霞が関の中堅官僚と日本を代表する企業のエリートサラリーマンが共に研修する非公式の場が有る事は一般に知られていない。厚生労働省でも将来を期待された官僚がこれら複数の研修先に派遣されているが、その後の官僚人生はどうなって行くのか。今まで公になっていなかった実態を明らかにしたい。
先ず界隈で有名どころとしては「フォーラム21」という組織が有る。ホームページでは、「21世紀の日本、世界を担う新しい指導者を育成する」との目標を掲げ、研修の目的として「様々な分野にわたる幅広いヒューマンネットワークを形成する」「既成概念、固定観念(中略)などをブレークスルーするための集いの場を提供する」と記している。
富士ゼロックス社長だった小林陽太郎氏やユーエスコーポレイション社長を務めた梅津昇一氏、当時日本電信電話の真藤恒社長らが、1987年に設立した。2022年10月迄に1191人が研修を修了。厚労省や財務省、経済産業省など中央官庁が参加する他、ソニーや東京電力、東レ、日本生命、三菱商事、三井不動産など錚々たる大手企業の名が並ぶ。
フォーラム21に参加した事の有る官僚は「中央官庁では課長手前の企画官ポストの40歳前後が参加するケースが多い。民間企業も同年代が多く、課長クラスが多い」と明かす。
厚労省から過去には、村木厚子・元事務次官や香取照幸・元雇用均等・児童家庭局長らが参加していたという。最近では矢田貝泰之・大臣官房参事官(人事担当)や吉田一生・大分県副知事、水谷忠由・医薬産業振興・医療情報企画課長ら、将来を嘱望された人材が連なる。財務省では新川浩嗣・主計局長や大沢元一・主計局総務課長らも嘗て参加した。

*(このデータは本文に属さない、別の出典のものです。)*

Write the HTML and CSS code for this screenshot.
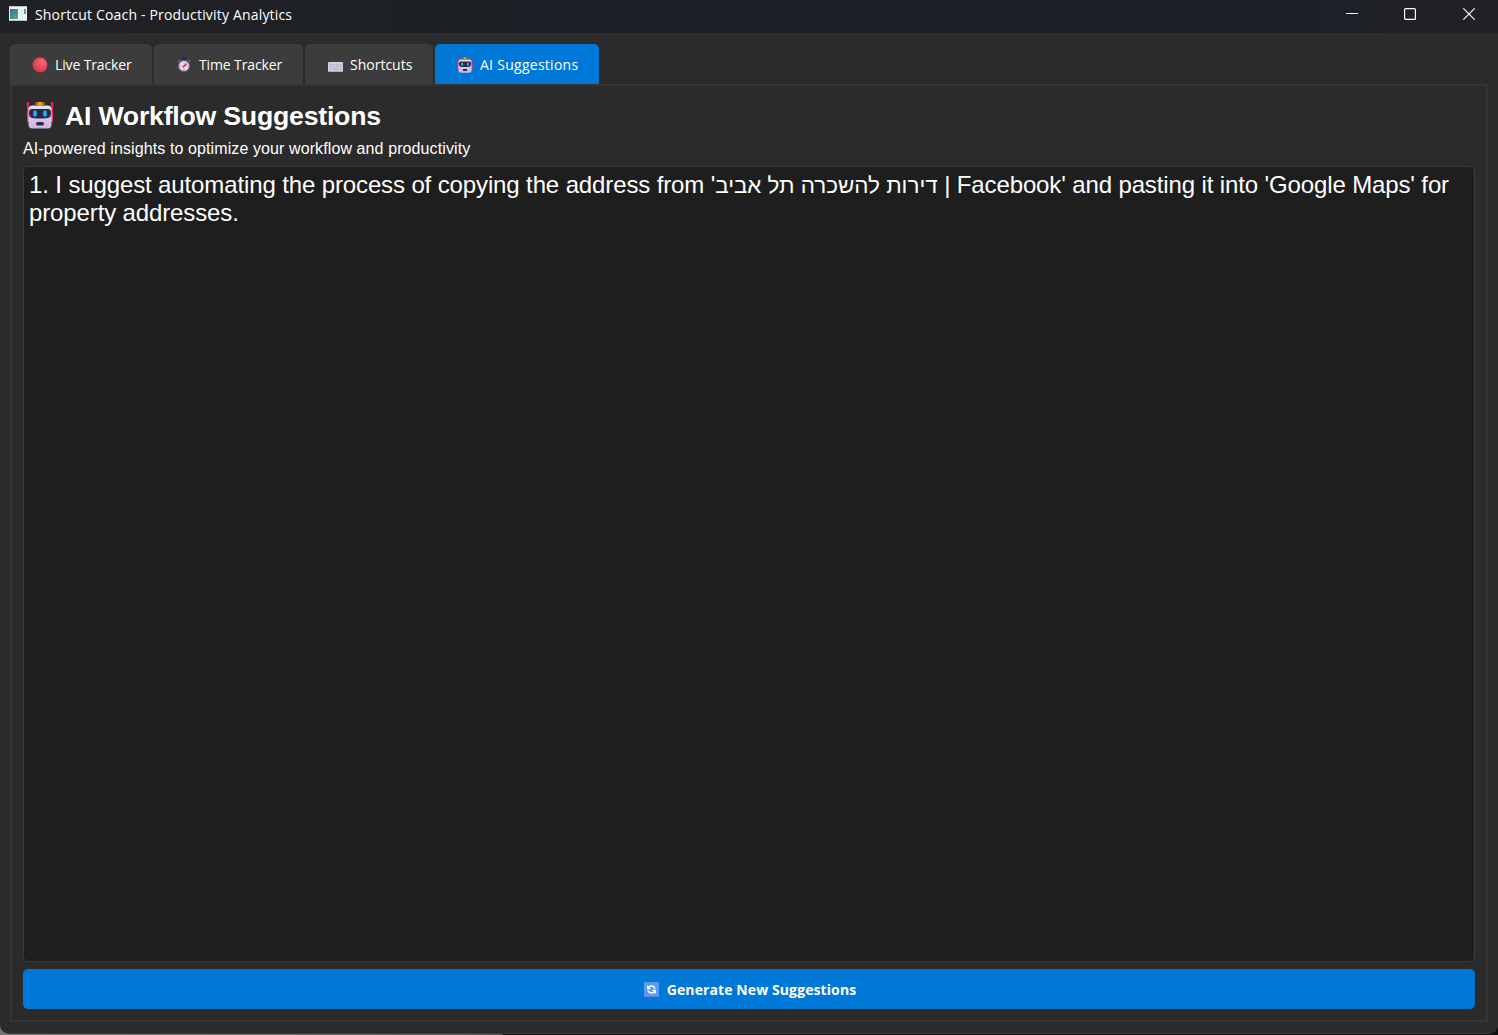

研修は仕事の合間を縫って土日に実施される事が多く、それぞれテーマを持って取り組むという。1年間を通して研修が有り、最終段階では「卒論」も発表する。前述の官僚は「今でも同じ期に参加したメンバーと集まって飲み会を開く等交流は続いている。他省庁との繋がりも出来、人脈を広げるのにとても役立った」と振り返る。
派遣する側の意図はどうか。中央官庁で人事課長を経験した元幹部は「将来的に人脈を広げて貰いたいと思う人材を送り出している。結果的に出世しているケースが多いが、派遣イコール出世という訳ではない」と明かす。
こうした組織はフォーラム21だけでなく、「浩志会」という組織も同様の狙いを持って運営されている。現在の会長は松元崇・元内閣府事務次官なので、こちらはやや役所色が強めだ。中央官庁が参加し、三菱地所や富士通、東急、花王など大企業が居並ぶのも同様だ。過去には、伊原和人・保険局長が参加した事が有るという。
前述の人事課長経験者は「昔は大物官僚が呼び掛けて省庁を横断する勉強会が開催されていたが、今はそうしたものは無くなりつつある。官僚として視野を広げるという意味で、この様な研修の場はとても大事だと思う」と評価する。
派遣される官僚は必ずしも全員が出世している訳ではないが、各産業界の有望な人材と交流して揉まれる事で、一回りも二回りも成長するケースが多いという。今後も「出世の登竜門」の様な存在として、こうした研修の場が活用されて行くのだろう。